Eva Mendes – (Known For: Training Day; The Place Beyond the Pines; Fast & Furious 5; The Other Guys; Hitch; Once Upon a Time in Mexico; Stuck on You; Last Night; Out of Time; We Own the Night; Holy Motors; Bad Lieutenant; The Wendell Baker Story; Live!; Future BMT: The Spirit; Urban Legends: Final Cut; Exit Wounds; Lost River; Trust the Man; All About the Benjamins; Girl in Progress; Cleaner; A Night at the Roxbury; BMT: Ghost Rider; The Women; 2 Fast 2 Furious; Notes: Cuban-American, she’s the only one in her family to have been born in the U.S., her three siblings were born in Cuba.)

Annette Bening – (Known For: American Beauty; 20th Century Women; Film Stars Don’t Die in Liverpool; Mars Attacks!; Open Range; Rules Don’t Apply; The American President; The Great Outdoors; Ruby Sparks; The Kids Are All Right; Danny Collins; The Grifters; Bugsy; The Siege; Valmont; Regarding Henry; Postcards from the Edge; Ginger & Rosa; Richard III; What Planet Are You From?; Future BMT: In Dreams; Girl Most Likely; Running with Scissors; Love Affair; BMT: The Women; Notes: She was the original choice for Catwoman in Batman Returns, but had to drop out when she became pregnant.
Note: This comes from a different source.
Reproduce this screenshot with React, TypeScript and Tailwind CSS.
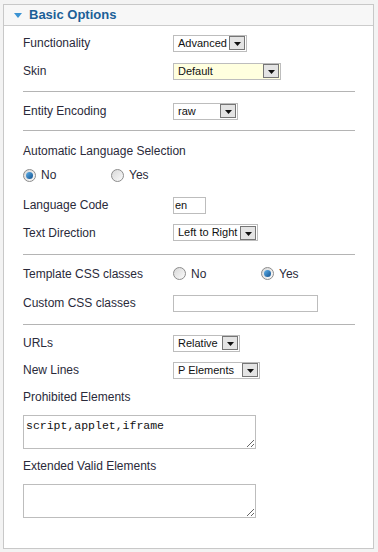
import type { ReactNode } from 'react';

const font = { fontFamily: '"Liberation Sans", Arial, sans-serif' };

function ArrowButton() {
  return (
    <div className="flex h-[14px] w-[16px] shrink-0 items-end justify-center border border-[#767676] bg-[#e4e4e4] pb-[3px]">
      <svg width="7" height="4" viewBox="0 0 7 4">
        <path d="M0 0h7L3.5 4z" fill="#111" />
      </svg>
    </div>
  );
}

function Select({ value, width, yellow }: { value: string; width: string; yellow?: boolean }) {
  return (
    <div
      className={`flex h-[17px] items-center justify-between border border-[#bdbdbd] pl-[4px] pr-[1px] text-[11px] text-[#111] ${width} ${
        yellow ? 'bg-[#ffffdf]' : 'bg-white'
      }`}
    >
      <span>{value}</span>
      <ArrowButton />
    </div>
  );
}

function Radio({ checked }: { checked?: boolean }) {
  return (
    <div className="flex h-[13px] w-[13px] items-center justify-center rounded-full border border-[#8c8c8c] bg-gradient-to-br from-[#d8d8d8] to-[#fbfbfb]">
      {checked && <div className="h-[7px] w-[7px] rounded-full bg-gradient-to-br from-[#5fb2ec] to-[#10528f]" />}
    </div>
  );
}

function RadioPair({ value, gap }: { value: 'No' | 'Yes'; gap: string }) {
  return (
    <div className={`flex items-center ${gap}`}>
      <div className="flex w-[88px] items-center gap-[5px]">
        <Radio checked={value === 'No'} />
        <span>No</span>
      </div>
      <div className="flex items-center gap-[5px]">
        <Radio checked={value === 'Yes'} />
        <span>Yes</span>
      </div>
    </div>
  );
}

function Row({ label, h, children }: { label: string; h: string; children?: ReactNode }) {
  return (
    <div className={`flex items-center ${h}`}>
      <div className="w-[150px] shrink-0">{label}</div>
      {children}
    </div>
  );
}

function Rule({ mt }: { mt: string }) {
  return <div className={`h-px w-[332px] bg-[#b4b4b4] ${mt}`} />;
}

function TextBox({ value }: { value?: string }) {
  return (
    <textarea
      readOnly
      defaultValue={value}
      className="block h-[34px] w-[233px] resize border border-[#bdbdbd] bg-white px-[2px] py-[3px] text-[11.5px] leading-[14px] text-[#111] outline-none"
      style={{ fontFamily: '"Liberation Mono", "Courier New", monospace' }}
    />
  );
}

export default function App() {
  return (
    <div className="h-[552px] w-[378px] bg-[#f3f3f3] pl-[3px] pt-[4px]" style={font}>
      <div className="h-[545px] w-[371px] border border-[#c8c8c8] bg-white">
        <div className="flex h-[21px] items-center border-b border-[#cccccc] bg-[#f7f7f7] pl-[10px]">
          <svg width="8" height="5" viewBox="0 0 8 5" className="mr-[7px]">
            <path d="M0 0h8L4 5z" fill="#3b93d3" />
          </svg>
          <span className="text-[13px] font-bold text-[#1b5f98]">Basic Options</span>
        </div>

        <div className="pl-[19px] pt-[3px] text-[12px] text-[#2a2a3a]">
          <Row label="Functionality" h="h-[28px]">
            <Select value="Advanced" width="w-[74px]" />
          </Row>
          <Row label="Skin" h="h-[28px]">
            <Select value="Default" width="w-[108px]" yellow />
          </Row>
          <Rule mt="mt-[6px]" />

          <Row label="Entity Encoding" h="h-[38px]">
            <Select value="raw" width="w-[65px]" />
          </Row>
          <Rule mt="mt-0" />

          <div className="mt-[6px] flex h-[28px] items-center">Automatic Language Selection</div>
          <div className="flex h-[20px] items-center">
            <RadioPair value="No" gap="" />
          </div>
          <Row label="Language Code" h="h-[28px] mt-[6px]">
            <div className="flex h-[17px] w-[33px] items-center border border-[#bdbdbd] pl-[1px] text-[11px] text-[#111]">
              en
            </div>
          </Row>
          <Row label="Text Direction" h="h-[27px]">
            <Select value="Left to Right" width="w-[85px]" />
          </Row>
          <Rule mt="mt-[8px]" />

          <Row label="Template CSS classes" h="h-[29px] mt-[4px]">
            <RadioPair value="Yes" gap="" />
          </Row>
          <Row label="Custom CSS classes" h="h-[30px]">
            <div className="h-[17px] w-[145px] border border-[#bdbdbd]" />
          </Row>
          <Rule mt="mt-[6px]" />

          <Row label="URLs" h="h-[28px] mt-[4px]">
            <Select value="Relative" width="w-[67px]" />
          </Row>
          <Row label="New Lines" h="h-[26px]">
            <Select value="P Elements" width="w-[87px]" />
          </Row>
          <div className="flex h-[28px] items-center">Prohibited Elements</div>
          <div className="mt-[4px]">
            <TextBox value="script,applet,iframe" />
          </div>
          <div className="flex h-[34px] items-center">Extended Valid Elements</div>
          <div className="mt-px">
            <TextBox />
          </div>
        </div>
      </div>
    </div>
  );
}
She’s been married to Warren Beatty for nearly 30 years.)

Budget/Gross – $16 million / $26,902,075 ($50,007,546 Worldwide)

(Eh, below what it probably expected. For a film like this you’d kind of want to double those numbers I would think. Not a bomb, but not really raking in much cash … unless The Women talk over their problems with a refreshing ice-cold Bud Light at one point that is.)

Rotten Tomatoes – 13% (19/146): The Women is a toothless remake of the 1939 classic, lacking the charm, wit and compelling protagonists of the original.

(Again, thank you RT. I guess this consensus is old enough to actually be useful. This is a brutal score for a film like this. I can only assume it is disastrously boring, which doesn’t bode well for me staying awake watching it on a plane. Reviewer Highlight: One of the worst movies I’ve ever seen.” – Richard Schickel, Time Magazine)

Poster – The Sklogettes (F)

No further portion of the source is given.